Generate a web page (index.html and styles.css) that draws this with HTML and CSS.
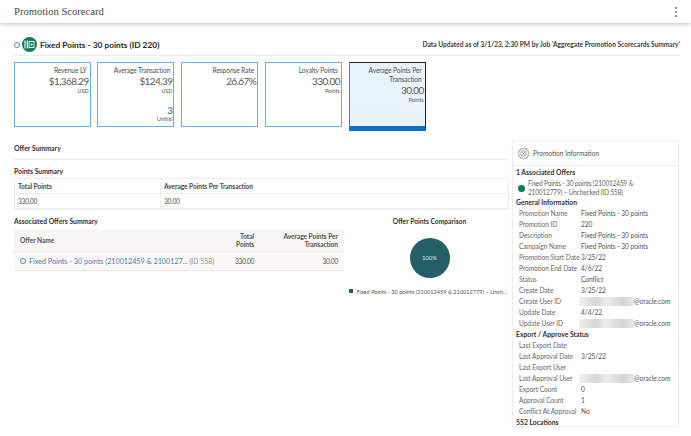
FILE: index.html
```html
<!DOCTYPE html>
<html lang="en">
<head>
<meta charset="utf-8">
<title>Promotion Scorecard</title>
<link rel="stylesheet" href="styles.css">
</head>
<body>
<header class="topbar">
  <h1 class="app-title">Promotion Scorecard</h1>
  <svg class="kebab" width="4" height="12" viewBox="0 0 4 12"><circle cx="2" cy="2" r="1.1"/><circle cx="2" cy="6" r="1.1"/><circle cx="2" cy="10" r="1.1"/></svg>
</header>
<main class="page">
  <div class="promo-head">
    <div class="promo-name">
      <span class="ring"></span>
      <span class="promo-badge">
        <svg width="11" height="9" viewBox="0 0 12 10"><path d="M1 .5v9M3.5.5v9" stroke="#fff" stroke-width="1.2" fill="none"/><rect x="5.5" y="1.5" width="5.5" height="7" fill="none" stroke="#fff" stroke-width="1"/><rect x="7.3" y="4" width="2" height="2" fill="#fff"/></svg>
      </span>
      <span class="promo-text">Fixed Points - 30 points (ID 220)</span>
    </div>
    <div class="updated">Data Updated as of 3/1/23, 2:30 PM by Job 'Aggregate Promotion Scorecards Summary'</div>
  </div>
  <section class="cards">
    <div class="card"><div class="c-label">Revenue LY</div><div class="c-value">$1,368.29</div><div class="c-unit">USD</div></div>
    <div class="card"><div class="c-label">Average Transaction</div><div class="c-value">$124.39</div><div class="c-unit">USD</div><div class="c-value c-second">3</div><div class="c-unit">Unit(s)</div></div>
    <div class="card"><div class="c-label">Response Rate</div><div class="c-value">26.67%</div></div>
    <div class="card"><div class="c-label">Loyalty Points</div><div class="c-value">330.00</div><div class="c-unit">Points</div></div>
    <div class="card card-selected"><div class="c-label">Average Points Per Transaction</div><div class="c-value">30.00</div><div class="c-unit">Points</div></div>
  </section>
  <div class="columns">
    <div class="left">
      <h2 class="offer-title">Offer Summary</h2>
      <h3 class="sub points-title">Points Summary</h3>
      <table class="points">
        <tr><th class="col-a">Total Points</th><th>Average Points Per Transaction</th></tr>
        <tr><td>330.00</td><td>30.00</td></tr>
      </table>
      <div class="lower">
        <div class="assoc">
          <h3 class="sub assoc-title">Associated Offers Summary</h3>
          <table class="offers">
            <tr><th class="o-name">Offer Name</th><th class="o-total">Total<br>Points</th><th class="o-avg">Average Points Per<br>Transaction</th></tr>
            <tr><td class="o-name"><span class="ring ring-small"></span><span class="o-link">Fixed Points - 30 points (210012459 &amp; 2100127...</span> <span class="o-id">(ID 558)</span></td><td class="o-total">330.00</td><td class="o-avg">30.00</td></tr>
          </table>
        </div>
        <div class="chart">
          <h3 class="sub chart-title">Offer Points Comparison</h3>
          <div class="pie">100%</div>
          <div class="legend"><span class="swatch"></span>Fixed Points - 30 points (210012459 &amp; 210012779) – Unch...</div>
        </div>
      </div>
    </div>
    <aside class="info">
      <div class="info-head">
        <svg width="13" height="13" viewBox="0 0 15 15" fill="none" stroke="#777" stroke-width=".8"><path d="M7.5 1l1.3 1.4 1.9-.4.6 1.8 1.8.6-.4 1.9L14 7.5l-1.3 1.3.4 1.9-1.8.6-.6 1.8-1.9-.4L7.5 14l-1.3-1.3-1.9.4-.6-1.8-1.8-.6.4-1.9L1 7.5l1.3-1.2-.4-1.9 1.8-.6.6-1.8 1.9.4z"/><circle cx="7.5" cy="7.5" r="3.2"/><path d="M6 6l3 3M9 6L6 9"/></svg>
        <span>Promotion Information</span>
      </div>
      <div class="info-body">
        <h4>1 Associated Offers</h4>
        <div class="assoc-item"><span class="dot"></span><span class="assoc-text">Fixed Points - 30 points (210012459 &amp; 210012779) – Unchecked (ID 558)</span></div>
        <h4>General Information</h4>
        <dl>
          <div><dt>Promotion Name</dt><dd>Fixed Points - 30 points</dd></div>
          <div><dt>Promotion ID</dt><dd>220</dd></div>
          <div><dt>Description</dt><dd>Fixed Points - 30 points</dd></div>
          <div><dt>Campaign Name</dt><dd>Fixed Points - 30 points</dd></div>
          <div><dt>Promotion Start Date</dt><dd>3/25/22</dd></div>
          <div><dt>Promotion End Date</dt><dd>4/6/22</dd></div>
          <div><dt>Status</dt><dd>Conflict</dd></div>
          <div><dt>Create Date</dt><dd>3/25/22</dd></div>
          <div><dt>Create User ID</dt><dd class="mail"><span class="blur"></span>@oracle.com</dd></div>
          <div><dt>Update Date</dt><dd>4/4/22</dd></div>
          <div><dt>Update User ID</dt><dd class="mail"><span class="blur"></span>@oracle.com</dd></div>
        </dl>
        <h4>Export / Approve Status</h4>
        <dl>
          <div><dt>Last Export Date</dt><dd></dd></div>
          <div><dt>Last Approval Date</dt><dd>3/25/22</dd></div>
          <div><dt>Last Export User</dt><dd></dd></div>
          <div><dt>Last Approval User</dt><dd class="mail"><span class="blur"></span>@oracle.com</dd></div>
          <div><dt>Export Count</dt><dd>0</dd></div>
          <div><dt>Approval Count</dt><dd>1</dd></div>
          <div><dt>Conflict At Approval</dt><dd>No</dd></div>
        </dl>
        <h4>552 Locations</h4>
      </div>
    </aside>
  </div>
</main>
</body>
</html>
```
FILE: styles.css
```css
* { box-sizing: border-box; }
html, body { margin: 0; height: 100%; overflow: hidden; }
body { background: #fff; color: #3a3835; font-family: "Lato", "Noto Sans", sans-serif; font-size: 6.6px; width: 691px; height: 436px; }
h1, h2, h3, h4, dl, dd { margin: 0; }
.topbar { height: 23px; padding: 0 13px 0 14px; display: flex; align-items: center; justify-content: space-between; box-shadow: 0 1px 4px rgba(0,0,0,.25); }
.app-title { font-family: "Liberation Serif", serif; font-weight: 400; font-size: 10.6px; color: #4a4844; }
.kebab { fill: #7d7a76; }
.page { padding: 0 11px 0 14px; }
.promo-head { height: 33px; padding-top: 14px; border-bottom: 1px solid #eeedeb; display: flex; justify-content: space-between; align-items: flex-start; }
.promo-name { display: flex; align-items: center; height: 15px; }
.ring { display: inline-block; width: 6px; height: 6px; border-radius: 50%; border: 1px solid #3f8fc0; }
.promo-badge { width: 15px; height: 15px; margin-left: 2px; border-radius: 50%; background: #14775f; display: flex; align-items: center; justify-content: center; }
.promo-text { margin-left: 3px; font-size: 8.35px; font-weight: 700; color: #2a2825; }
.updated { font-size: 6.6px; font-weight: 700; color: #3d3b38; line-height: 15px; }
.cards { display: flex; gap: 6.75px; margin-left: -.4px; padding-top: 6px; height: 76px; }
.card { width: 77px; height: 65px; border: 1px solid #6eaee0; padding: 3px 1px 0 0; text-align: right; }
.c-label { font-size: 6.6px; letter-spacing: -.08px; line-height: 9px; color: #4f4d49; padding-right: 2px; }
.c-value { font-size: 10px; letter-spacing: -.6px; line-height: 13px; color: #595754; }
.c-unit { font-size: 5.5px; line-height: 6px; color: #55534f; }
.c-second { margin-top: 11px; line-height: 11px; }
.card-selected { height: 69px; background: #e8f2fb; border: 1px solid #222; border-left-color: #777; border-bottom: 5px solid #0b6fc4; border-radius: 1px; }
.columns { display: flex; justify-content: space-between; padding-top: 2px; }
.left { width: 495px; }
.offer-title { height: 26px; padding-top: 10px; border-bottom: 1px solid #efeeec; font-size: 6.9px; font-weight: 700; line-height: 9px; color: #33312e; }
.sub { font-size: 6.8px; font-weight: 700; line-height: 9px; color: #33312e; }
.points-title { margin-top: 7px; }
table { border-collapse: collapse; font-size: 6.6px; letter-spacing: -.05px; }
.points { width: 100%; margin-top: 2px; border: 1px solid #eeedeb; border-bottom-width: 2px; }
.points th { text-align: left; font-weight: 700; height: 15px; padding: 0 3px; border-bottom: 1px solid #eeedeb; color: #4a4844; }
.points td { height: 15px; padding: 0 3px; color: #55534f; letter-spacing: -.25px; }
.points th.col-a, .points td:first-child { width: 146px; border-right: 1px solid #eeedeb; }
.lower { display: flex; margin-top: 7px; }
.assoc { flex: none; width: 330px; }
.offers { width: 100%; margin-top: 3px; }
.offers th { background: #f8f7f5; font-weight: 700; height: 23px; line-height: 8px; border-bottom: 1px solid #e8e7e5; color: #55534f; }
.offers td { background: #faf9f8; height: 19px; border-bottom: 1px solid #e8e7e5; color: #55534f; letter-spacing: -.25px; }
.o-name { text-align: left; padding-left: 6px; white-space: nowrap; }
.o-total { text-align: right; width: 40px; }
.o-avg { text-align: right; width: 89px; padding-right: 6px; }
.ring-small { margin-right: 3px; vertical-align: -0.5px; }
.offers .o-link { color: #3a84ab; font-size: 7.2px; letter-spacing: 0; }
.offers .o-id { color: #8b8986; font-size: 7px; letter-spacing: 0; }
.chart { flex: 1; min-width: 0; padding-left: 6px; display: flex; flex-direction: column; align-items: center; }
.chart-title { font-size: 6.7px; }
.pie { width: 40px; height: 40px; margin-top: 12px; border-radius: 50%; background: #255f66; color: #dfe9ea; font-size: 6px; display: flex; align-items: center; justify-content: center; }
.legend { margin: 10px 3px 0 0; font-size: 5.6px; color: #55534f; white-space: nowrap; display: flex; align-items: center; }
.swatch { width: 4.5px; height: 4.5px; background: #255f66; margin-right: 3px; }
.info { width: 167px; height: 287px; margin-top: 6px; margin-right: 1px; border: 1px solid #efeeec; box-shadow: 0 0 1px rgba(0,0,0,.06); }
.info-head { height: 25px; padding-left: 4px; border-bottom: 1px solid #e6edf1; display: flex; align-items: center; gap: 3px; font-size: 6.6px; color: #55534f; }
.info-body { padding: 1px 3px 0 3px; }
.info-body h4 { font-size: 6.8px; font-weight: 700; line-height: 11px; color: #33312e; }
.assoc-item { display: flex; align-items: center; padding: 1px 0 0 2px; font-size: 6.6px; letter-spacing: -.2px; line-height: 9px; color: #6a6865; }
.assoc-text { max-width: 118px; }
.dot { flex: none; width: 7px; height: 7px; margin-right: 3px; border-radius: 50%; background: #14775f; }
dl > div { display: flex; height: 11px; line-height: 11px; padding-left: 3px; font-size: 6.6px; letter-spacing: -.05px; color: #6a6865; }
dt { width: 62px; flex: none; white-space: nowrap; }
dd { color: #55534f; font-size: 6.6px; white-space: nowrap; }
.mail { display: flex; flex: 1; justify-content: flex-end; padding-right: 6px; }
.blur { width: 55px; height: 9px; margin-top: 1px; margin-left: -2px; flex: none; background: linear-gradient(90deg, #f0f0ee, #d6d6d4 30%, #eeeeec 50%, #d4d4d2 80%, #e8e8e6); }
```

Exercise: The word "index" appears in how many lines of the data? Answer with only the number.

Task result: 2